State the number of lines that include the string "TypeScript", and write nothing else.

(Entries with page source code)
╔══
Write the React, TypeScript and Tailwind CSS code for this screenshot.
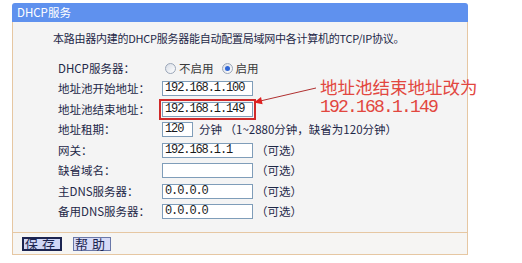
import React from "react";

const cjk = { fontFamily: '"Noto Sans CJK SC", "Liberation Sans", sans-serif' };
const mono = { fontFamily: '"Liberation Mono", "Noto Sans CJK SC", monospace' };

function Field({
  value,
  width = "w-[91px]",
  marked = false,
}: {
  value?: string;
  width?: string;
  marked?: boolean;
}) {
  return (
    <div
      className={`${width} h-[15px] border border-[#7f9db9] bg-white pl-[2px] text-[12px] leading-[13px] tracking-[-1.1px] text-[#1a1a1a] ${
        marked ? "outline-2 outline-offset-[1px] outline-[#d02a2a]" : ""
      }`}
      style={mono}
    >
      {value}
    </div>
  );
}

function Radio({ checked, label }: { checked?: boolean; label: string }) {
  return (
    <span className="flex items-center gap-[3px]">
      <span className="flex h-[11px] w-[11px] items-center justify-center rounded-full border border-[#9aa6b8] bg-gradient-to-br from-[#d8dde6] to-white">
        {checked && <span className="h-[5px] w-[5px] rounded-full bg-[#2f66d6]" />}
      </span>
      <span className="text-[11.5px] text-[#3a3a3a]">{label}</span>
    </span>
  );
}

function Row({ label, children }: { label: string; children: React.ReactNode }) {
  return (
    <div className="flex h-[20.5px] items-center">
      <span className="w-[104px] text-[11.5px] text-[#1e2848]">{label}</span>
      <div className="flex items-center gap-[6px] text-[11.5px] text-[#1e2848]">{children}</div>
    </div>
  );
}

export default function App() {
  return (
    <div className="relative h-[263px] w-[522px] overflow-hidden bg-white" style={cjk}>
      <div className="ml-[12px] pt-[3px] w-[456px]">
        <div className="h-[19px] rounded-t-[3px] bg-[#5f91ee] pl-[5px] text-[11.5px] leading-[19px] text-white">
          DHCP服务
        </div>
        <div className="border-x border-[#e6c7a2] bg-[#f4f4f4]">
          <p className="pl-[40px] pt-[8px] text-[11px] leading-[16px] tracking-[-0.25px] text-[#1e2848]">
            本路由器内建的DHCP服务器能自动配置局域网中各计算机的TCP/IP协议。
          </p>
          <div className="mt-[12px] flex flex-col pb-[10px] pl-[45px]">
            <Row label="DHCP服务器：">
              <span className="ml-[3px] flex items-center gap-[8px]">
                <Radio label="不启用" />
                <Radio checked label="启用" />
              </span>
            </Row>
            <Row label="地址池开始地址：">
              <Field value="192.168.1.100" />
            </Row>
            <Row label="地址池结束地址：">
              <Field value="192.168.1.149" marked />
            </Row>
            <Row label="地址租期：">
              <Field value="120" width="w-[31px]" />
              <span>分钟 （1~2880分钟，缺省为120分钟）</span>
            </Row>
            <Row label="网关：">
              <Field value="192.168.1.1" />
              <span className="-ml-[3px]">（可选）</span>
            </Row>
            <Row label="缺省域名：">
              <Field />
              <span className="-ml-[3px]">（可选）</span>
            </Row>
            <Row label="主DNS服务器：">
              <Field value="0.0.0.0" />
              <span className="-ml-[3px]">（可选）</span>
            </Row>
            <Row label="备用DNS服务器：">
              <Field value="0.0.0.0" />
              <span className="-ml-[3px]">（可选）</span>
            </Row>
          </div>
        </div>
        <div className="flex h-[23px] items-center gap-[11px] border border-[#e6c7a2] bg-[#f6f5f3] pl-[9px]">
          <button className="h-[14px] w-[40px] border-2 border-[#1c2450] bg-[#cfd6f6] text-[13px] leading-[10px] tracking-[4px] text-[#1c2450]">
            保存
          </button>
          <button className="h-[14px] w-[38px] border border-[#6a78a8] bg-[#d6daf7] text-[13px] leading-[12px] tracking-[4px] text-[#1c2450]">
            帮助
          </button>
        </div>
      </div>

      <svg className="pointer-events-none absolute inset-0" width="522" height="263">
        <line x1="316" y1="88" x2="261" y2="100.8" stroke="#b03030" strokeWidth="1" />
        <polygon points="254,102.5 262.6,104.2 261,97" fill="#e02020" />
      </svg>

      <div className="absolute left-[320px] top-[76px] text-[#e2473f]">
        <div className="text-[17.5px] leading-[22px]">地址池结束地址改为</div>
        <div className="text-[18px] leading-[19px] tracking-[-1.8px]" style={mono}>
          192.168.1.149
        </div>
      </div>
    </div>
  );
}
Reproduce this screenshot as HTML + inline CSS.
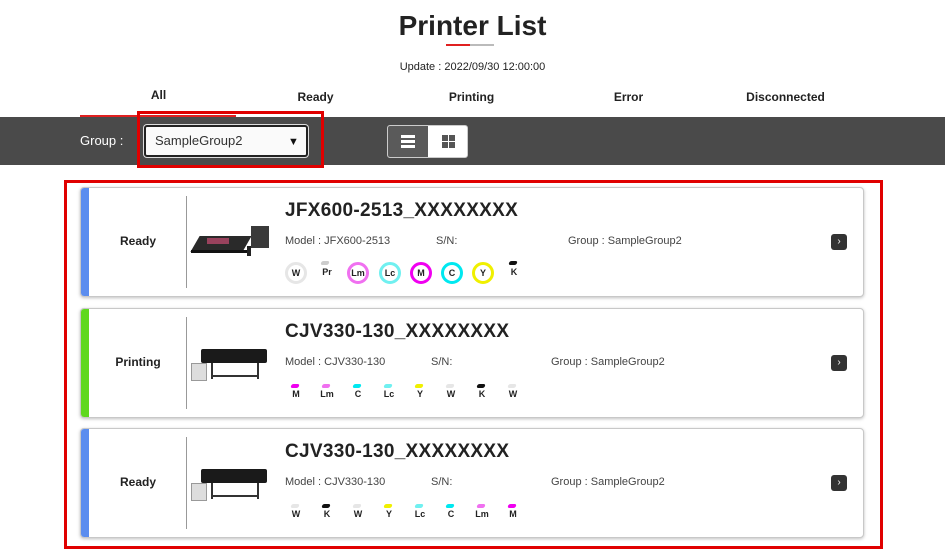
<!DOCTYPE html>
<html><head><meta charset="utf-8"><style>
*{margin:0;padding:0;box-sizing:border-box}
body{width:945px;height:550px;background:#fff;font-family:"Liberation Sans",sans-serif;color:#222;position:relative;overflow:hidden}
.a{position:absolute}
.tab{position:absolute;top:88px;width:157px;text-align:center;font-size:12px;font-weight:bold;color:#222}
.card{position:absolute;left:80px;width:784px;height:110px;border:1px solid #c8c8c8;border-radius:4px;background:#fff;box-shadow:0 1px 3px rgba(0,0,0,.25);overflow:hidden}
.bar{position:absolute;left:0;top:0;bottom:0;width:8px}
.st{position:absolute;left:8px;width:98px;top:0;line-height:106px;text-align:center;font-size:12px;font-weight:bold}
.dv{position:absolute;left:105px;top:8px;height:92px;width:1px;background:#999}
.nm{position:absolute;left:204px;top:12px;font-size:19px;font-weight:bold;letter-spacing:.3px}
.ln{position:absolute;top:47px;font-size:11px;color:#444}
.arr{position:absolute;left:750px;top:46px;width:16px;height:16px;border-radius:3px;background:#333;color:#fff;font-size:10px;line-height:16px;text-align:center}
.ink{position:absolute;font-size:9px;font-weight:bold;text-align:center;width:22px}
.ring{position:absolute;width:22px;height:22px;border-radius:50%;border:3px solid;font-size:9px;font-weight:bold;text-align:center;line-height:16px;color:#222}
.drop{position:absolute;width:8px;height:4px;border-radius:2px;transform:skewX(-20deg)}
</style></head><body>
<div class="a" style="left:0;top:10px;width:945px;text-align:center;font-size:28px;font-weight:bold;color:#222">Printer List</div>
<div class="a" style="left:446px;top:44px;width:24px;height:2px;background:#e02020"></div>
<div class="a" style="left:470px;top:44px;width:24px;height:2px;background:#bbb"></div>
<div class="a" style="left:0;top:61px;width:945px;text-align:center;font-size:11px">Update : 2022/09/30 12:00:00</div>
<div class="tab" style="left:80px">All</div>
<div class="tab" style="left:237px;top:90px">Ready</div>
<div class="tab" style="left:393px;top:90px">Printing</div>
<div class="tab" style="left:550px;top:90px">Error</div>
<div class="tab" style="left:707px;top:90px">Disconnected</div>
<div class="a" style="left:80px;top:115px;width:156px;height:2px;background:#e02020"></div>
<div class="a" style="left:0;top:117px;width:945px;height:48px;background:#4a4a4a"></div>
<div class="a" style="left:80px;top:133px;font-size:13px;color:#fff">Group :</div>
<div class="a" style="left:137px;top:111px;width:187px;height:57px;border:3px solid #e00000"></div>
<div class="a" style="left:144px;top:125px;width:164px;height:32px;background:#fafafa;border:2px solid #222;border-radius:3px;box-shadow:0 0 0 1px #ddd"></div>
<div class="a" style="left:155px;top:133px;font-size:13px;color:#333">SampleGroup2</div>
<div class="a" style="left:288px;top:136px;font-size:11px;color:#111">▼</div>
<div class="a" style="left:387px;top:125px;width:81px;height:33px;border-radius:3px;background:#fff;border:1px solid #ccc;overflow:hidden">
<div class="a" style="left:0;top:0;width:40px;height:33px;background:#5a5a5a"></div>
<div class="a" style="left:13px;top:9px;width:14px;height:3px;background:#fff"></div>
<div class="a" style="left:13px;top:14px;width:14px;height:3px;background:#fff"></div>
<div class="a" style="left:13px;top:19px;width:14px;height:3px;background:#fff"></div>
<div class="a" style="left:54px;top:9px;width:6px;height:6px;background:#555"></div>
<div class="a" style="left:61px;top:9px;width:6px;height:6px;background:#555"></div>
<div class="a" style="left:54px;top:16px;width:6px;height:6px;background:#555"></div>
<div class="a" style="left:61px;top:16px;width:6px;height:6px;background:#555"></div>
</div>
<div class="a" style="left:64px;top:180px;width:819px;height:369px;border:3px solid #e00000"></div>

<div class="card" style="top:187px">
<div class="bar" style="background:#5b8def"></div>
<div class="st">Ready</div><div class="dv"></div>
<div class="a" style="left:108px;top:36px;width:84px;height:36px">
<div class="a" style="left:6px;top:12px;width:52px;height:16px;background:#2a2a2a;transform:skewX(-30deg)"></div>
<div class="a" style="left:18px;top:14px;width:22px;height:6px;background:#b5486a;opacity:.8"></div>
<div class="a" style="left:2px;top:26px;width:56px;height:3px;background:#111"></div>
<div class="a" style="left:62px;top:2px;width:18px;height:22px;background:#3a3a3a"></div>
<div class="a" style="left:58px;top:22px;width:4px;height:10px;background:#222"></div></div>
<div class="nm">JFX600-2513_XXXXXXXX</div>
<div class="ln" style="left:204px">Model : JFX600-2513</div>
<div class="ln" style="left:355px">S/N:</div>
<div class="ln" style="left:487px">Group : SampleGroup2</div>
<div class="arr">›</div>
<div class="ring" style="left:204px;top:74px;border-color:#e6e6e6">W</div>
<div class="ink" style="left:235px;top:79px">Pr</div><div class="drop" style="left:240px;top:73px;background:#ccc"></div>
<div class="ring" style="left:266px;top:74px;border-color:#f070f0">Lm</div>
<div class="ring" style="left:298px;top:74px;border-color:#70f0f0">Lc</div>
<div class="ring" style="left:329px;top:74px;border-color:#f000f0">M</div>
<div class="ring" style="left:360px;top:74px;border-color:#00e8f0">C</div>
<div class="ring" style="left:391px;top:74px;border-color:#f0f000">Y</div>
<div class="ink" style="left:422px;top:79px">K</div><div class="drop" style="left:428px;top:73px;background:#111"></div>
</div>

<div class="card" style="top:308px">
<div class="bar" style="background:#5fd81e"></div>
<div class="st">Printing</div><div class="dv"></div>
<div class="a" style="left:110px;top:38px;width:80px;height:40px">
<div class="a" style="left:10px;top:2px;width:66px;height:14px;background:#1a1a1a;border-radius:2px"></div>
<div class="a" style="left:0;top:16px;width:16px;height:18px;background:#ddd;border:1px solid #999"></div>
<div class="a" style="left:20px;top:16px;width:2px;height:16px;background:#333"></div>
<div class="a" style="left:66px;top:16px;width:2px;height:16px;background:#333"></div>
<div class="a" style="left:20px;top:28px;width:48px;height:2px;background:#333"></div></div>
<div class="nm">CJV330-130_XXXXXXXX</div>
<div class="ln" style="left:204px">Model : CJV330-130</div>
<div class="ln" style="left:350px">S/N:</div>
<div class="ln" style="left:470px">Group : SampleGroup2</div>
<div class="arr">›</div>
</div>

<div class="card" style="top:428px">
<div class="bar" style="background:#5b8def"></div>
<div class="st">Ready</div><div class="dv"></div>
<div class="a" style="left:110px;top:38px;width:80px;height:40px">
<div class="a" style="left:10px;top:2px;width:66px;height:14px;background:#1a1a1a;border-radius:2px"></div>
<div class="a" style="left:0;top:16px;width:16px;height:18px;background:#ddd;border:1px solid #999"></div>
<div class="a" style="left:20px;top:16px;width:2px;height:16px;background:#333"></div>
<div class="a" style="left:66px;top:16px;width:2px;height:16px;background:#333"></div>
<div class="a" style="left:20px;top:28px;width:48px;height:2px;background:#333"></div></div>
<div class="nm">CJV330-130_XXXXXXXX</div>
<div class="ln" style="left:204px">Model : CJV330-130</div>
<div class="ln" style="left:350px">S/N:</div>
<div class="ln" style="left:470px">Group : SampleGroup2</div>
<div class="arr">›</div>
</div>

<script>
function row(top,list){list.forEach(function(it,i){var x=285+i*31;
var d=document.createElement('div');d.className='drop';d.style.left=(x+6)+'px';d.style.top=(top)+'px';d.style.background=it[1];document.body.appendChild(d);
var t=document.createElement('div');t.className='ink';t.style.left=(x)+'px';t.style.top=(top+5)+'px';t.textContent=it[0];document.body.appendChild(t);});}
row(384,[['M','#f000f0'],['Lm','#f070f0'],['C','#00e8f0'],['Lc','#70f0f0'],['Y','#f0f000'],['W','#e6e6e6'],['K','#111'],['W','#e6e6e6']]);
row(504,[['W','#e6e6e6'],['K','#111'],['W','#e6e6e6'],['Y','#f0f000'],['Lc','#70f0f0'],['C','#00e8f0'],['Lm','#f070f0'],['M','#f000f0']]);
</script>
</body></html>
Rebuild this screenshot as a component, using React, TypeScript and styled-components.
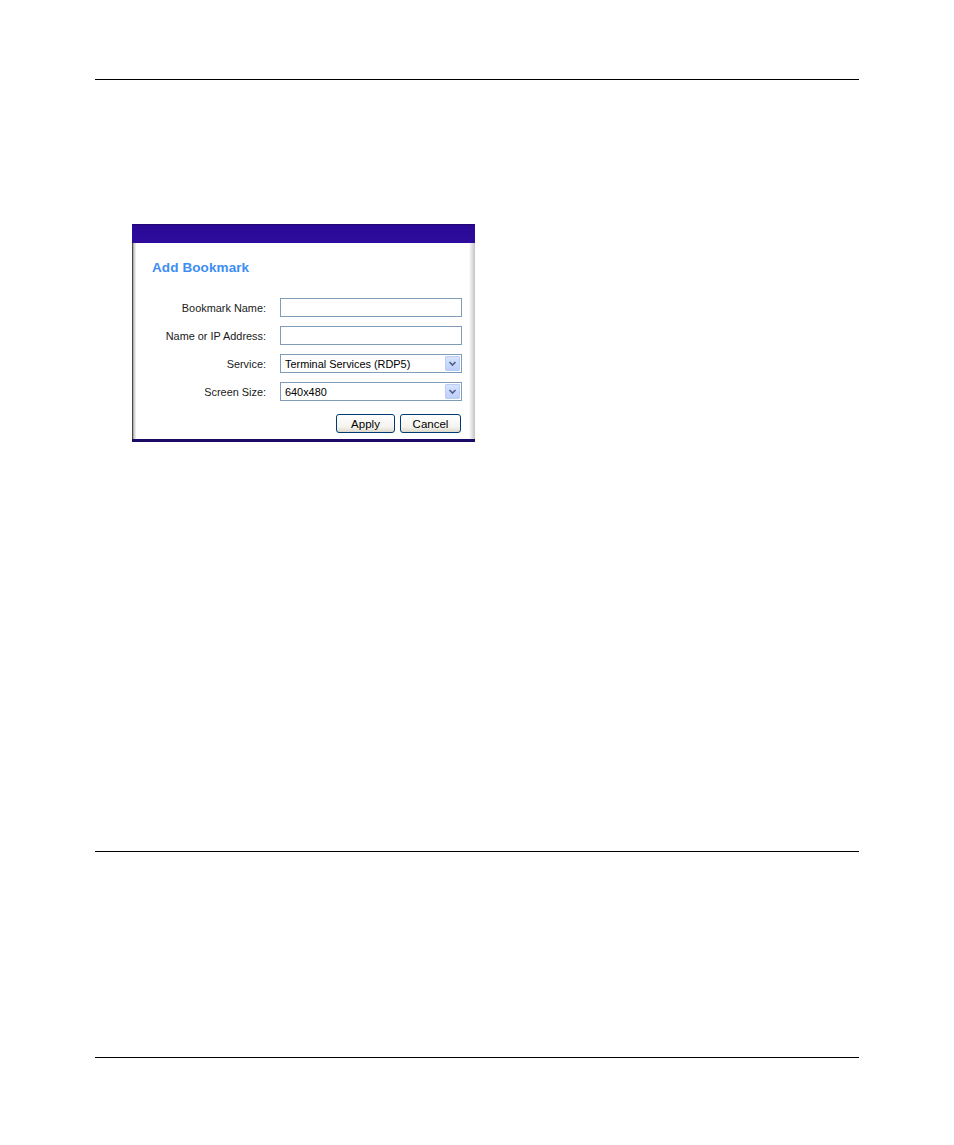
╚══
● **Output for this task**
2